--- Exercise goal ---
In the listing below, pick out lines with "styles".

· · · ·

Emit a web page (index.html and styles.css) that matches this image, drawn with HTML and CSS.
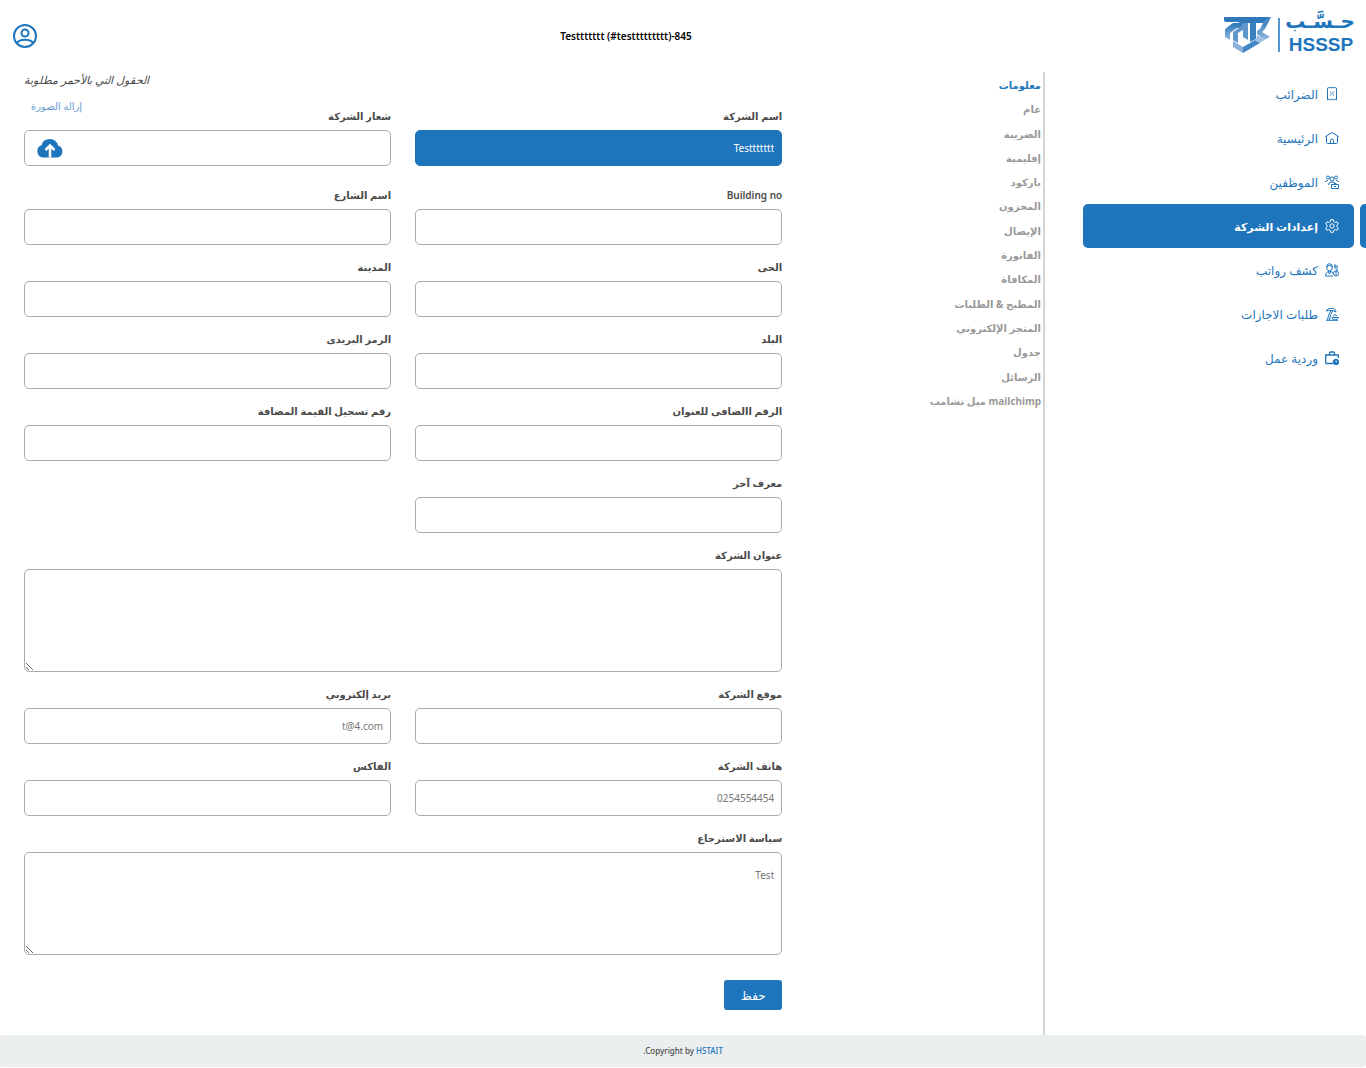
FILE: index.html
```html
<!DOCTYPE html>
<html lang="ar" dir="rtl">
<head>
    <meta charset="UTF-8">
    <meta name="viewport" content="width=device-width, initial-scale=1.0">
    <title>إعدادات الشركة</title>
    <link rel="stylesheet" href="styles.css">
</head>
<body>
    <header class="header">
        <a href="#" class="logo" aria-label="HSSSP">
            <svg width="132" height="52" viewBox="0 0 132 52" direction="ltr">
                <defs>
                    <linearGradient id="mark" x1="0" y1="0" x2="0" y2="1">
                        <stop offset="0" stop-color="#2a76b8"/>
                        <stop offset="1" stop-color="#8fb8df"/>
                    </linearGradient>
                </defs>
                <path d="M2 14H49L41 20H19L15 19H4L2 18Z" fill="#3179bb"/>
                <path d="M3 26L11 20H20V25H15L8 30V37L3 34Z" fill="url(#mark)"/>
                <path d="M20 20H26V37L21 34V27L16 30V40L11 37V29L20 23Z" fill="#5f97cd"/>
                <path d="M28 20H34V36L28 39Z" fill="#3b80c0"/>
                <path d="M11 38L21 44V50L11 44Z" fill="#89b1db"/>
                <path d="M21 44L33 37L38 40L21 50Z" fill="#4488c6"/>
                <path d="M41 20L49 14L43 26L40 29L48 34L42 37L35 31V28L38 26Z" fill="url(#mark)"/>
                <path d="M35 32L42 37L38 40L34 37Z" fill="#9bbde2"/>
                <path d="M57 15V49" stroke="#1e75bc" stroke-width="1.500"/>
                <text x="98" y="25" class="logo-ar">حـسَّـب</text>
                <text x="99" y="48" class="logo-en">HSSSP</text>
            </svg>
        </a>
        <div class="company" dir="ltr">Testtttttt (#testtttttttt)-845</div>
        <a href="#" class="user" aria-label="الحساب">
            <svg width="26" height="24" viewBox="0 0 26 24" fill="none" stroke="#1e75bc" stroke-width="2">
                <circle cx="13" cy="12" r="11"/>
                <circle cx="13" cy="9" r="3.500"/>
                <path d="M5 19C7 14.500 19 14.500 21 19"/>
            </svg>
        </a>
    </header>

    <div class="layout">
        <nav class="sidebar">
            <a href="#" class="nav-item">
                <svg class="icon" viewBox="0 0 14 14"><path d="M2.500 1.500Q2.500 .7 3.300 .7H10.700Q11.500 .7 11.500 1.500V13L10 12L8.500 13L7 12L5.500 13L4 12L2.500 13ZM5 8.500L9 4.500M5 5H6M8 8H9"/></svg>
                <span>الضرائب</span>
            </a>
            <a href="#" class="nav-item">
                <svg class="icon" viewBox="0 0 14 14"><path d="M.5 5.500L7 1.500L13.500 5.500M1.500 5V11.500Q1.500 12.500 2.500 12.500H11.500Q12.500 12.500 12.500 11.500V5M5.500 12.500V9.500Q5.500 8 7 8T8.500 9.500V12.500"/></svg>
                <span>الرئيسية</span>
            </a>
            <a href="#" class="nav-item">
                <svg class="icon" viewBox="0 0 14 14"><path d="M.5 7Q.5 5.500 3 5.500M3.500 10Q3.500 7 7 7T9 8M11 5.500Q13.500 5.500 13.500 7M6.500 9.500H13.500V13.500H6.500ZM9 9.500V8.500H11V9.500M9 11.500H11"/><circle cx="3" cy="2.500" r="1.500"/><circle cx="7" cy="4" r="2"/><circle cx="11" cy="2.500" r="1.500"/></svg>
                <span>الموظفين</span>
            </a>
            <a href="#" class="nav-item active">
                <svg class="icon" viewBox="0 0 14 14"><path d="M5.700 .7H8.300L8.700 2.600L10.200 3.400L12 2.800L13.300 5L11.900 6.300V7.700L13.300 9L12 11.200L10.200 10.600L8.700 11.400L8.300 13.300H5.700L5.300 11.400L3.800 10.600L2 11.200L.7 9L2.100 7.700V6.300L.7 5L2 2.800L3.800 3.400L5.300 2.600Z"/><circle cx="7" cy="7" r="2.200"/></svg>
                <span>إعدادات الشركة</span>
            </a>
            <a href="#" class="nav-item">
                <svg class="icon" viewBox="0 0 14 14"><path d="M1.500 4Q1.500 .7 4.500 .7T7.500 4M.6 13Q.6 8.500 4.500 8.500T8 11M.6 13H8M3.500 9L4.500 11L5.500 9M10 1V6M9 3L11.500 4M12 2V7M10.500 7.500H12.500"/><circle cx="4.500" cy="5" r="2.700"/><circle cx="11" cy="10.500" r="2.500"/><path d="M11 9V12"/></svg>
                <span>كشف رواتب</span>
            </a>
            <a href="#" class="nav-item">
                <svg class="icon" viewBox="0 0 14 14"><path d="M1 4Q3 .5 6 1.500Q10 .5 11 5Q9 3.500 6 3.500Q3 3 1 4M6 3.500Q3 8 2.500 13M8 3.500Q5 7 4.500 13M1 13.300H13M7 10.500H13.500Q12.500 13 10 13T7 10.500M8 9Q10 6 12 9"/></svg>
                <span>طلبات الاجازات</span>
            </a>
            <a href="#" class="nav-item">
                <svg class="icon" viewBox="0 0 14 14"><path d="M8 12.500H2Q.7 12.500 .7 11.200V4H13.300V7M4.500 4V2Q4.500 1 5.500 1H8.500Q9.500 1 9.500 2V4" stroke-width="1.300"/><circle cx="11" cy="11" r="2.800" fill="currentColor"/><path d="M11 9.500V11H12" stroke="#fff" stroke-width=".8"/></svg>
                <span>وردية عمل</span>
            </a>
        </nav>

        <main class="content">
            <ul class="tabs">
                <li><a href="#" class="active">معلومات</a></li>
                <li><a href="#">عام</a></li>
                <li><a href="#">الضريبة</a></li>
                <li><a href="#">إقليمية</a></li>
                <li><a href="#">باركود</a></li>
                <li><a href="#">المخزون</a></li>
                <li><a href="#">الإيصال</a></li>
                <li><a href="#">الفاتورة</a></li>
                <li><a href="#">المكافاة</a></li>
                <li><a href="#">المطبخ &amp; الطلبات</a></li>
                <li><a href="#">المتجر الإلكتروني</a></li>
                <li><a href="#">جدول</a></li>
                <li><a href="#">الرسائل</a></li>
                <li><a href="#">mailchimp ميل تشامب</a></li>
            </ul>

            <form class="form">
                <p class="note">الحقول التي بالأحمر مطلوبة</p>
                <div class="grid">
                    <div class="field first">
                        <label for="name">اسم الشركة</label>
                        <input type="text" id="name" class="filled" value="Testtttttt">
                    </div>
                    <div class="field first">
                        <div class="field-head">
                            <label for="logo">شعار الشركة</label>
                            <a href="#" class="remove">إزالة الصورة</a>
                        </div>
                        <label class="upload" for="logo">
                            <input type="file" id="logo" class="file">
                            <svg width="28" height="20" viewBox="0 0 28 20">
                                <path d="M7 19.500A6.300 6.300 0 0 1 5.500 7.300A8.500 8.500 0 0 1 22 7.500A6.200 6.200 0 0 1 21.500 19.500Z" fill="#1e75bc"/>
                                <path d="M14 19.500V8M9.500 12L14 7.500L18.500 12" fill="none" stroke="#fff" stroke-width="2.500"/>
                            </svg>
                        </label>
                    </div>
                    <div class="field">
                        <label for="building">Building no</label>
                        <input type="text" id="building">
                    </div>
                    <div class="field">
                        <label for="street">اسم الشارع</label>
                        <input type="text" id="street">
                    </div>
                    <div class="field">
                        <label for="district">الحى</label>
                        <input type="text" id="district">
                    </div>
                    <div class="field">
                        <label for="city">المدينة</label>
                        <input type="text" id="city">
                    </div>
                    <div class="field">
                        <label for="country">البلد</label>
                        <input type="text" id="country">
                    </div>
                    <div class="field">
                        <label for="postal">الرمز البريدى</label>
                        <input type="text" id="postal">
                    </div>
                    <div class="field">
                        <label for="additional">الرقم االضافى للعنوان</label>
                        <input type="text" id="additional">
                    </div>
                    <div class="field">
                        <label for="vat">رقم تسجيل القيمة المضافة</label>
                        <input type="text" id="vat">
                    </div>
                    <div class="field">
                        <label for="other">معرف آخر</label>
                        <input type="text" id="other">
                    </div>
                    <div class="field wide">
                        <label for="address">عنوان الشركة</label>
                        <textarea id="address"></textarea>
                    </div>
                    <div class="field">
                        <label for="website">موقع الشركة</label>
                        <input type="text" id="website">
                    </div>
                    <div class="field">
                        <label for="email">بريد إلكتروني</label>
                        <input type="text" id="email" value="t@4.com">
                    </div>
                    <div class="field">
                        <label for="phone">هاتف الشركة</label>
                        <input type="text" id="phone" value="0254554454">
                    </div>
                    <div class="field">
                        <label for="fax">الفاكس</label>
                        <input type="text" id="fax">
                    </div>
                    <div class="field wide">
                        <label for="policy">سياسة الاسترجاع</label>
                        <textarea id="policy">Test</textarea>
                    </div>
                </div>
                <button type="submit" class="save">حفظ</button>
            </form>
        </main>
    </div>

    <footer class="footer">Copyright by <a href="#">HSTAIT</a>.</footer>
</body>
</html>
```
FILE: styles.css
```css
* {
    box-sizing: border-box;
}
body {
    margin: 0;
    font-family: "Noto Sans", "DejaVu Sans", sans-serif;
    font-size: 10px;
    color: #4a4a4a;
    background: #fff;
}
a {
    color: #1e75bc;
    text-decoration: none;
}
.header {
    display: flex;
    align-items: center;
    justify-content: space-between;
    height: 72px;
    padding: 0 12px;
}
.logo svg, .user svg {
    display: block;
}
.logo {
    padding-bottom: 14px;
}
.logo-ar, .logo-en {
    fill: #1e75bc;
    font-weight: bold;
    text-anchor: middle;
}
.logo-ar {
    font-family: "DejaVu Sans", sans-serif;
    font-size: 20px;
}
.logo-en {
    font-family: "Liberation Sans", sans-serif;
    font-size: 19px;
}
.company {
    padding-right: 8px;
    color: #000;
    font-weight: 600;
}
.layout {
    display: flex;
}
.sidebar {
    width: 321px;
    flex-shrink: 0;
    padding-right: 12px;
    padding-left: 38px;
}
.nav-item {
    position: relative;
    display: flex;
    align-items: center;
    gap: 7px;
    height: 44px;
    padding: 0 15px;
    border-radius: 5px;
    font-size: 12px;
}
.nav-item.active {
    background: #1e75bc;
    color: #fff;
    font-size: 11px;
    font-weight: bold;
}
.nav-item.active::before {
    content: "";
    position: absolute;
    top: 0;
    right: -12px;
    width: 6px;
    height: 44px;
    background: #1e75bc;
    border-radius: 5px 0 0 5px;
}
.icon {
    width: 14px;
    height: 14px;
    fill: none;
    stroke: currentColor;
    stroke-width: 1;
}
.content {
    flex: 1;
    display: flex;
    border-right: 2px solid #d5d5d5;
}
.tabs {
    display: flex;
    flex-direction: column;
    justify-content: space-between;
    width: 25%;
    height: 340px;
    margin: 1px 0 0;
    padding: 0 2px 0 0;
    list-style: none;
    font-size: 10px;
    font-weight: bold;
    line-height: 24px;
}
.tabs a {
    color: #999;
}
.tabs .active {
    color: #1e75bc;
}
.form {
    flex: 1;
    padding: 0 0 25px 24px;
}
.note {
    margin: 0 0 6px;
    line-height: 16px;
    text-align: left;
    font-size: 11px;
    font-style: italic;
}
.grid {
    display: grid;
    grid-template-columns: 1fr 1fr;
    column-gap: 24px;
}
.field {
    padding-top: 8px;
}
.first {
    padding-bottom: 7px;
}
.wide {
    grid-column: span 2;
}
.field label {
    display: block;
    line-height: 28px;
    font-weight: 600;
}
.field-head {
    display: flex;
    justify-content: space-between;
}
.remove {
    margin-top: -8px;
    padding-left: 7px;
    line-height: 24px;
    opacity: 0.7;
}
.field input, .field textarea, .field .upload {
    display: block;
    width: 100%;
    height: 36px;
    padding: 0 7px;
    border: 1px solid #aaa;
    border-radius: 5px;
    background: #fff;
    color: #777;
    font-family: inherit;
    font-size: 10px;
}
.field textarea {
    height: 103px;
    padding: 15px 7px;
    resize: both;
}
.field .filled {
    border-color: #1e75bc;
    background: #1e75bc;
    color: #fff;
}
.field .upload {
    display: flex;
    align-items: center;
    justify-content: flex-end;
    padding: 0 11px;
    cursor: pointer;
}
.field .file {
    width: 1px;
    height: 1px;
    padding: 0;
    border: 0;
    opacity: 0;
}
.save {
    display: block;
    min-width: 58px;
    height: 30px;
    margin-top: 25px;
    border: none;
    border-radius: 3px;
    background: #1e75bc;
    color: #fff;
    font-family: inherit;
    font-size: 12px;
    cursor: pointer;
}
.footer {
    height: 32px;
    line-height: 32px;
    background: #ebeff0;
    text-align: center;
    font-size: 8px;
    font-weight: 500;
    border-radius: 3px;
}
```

· · · ·

--- Right answer ---
Emit a web page (index.html and styles.css) that matches this image, drawn with HTML and CSS.
    <link rel="stylesheet" href="styles.css">
FILE: styles.css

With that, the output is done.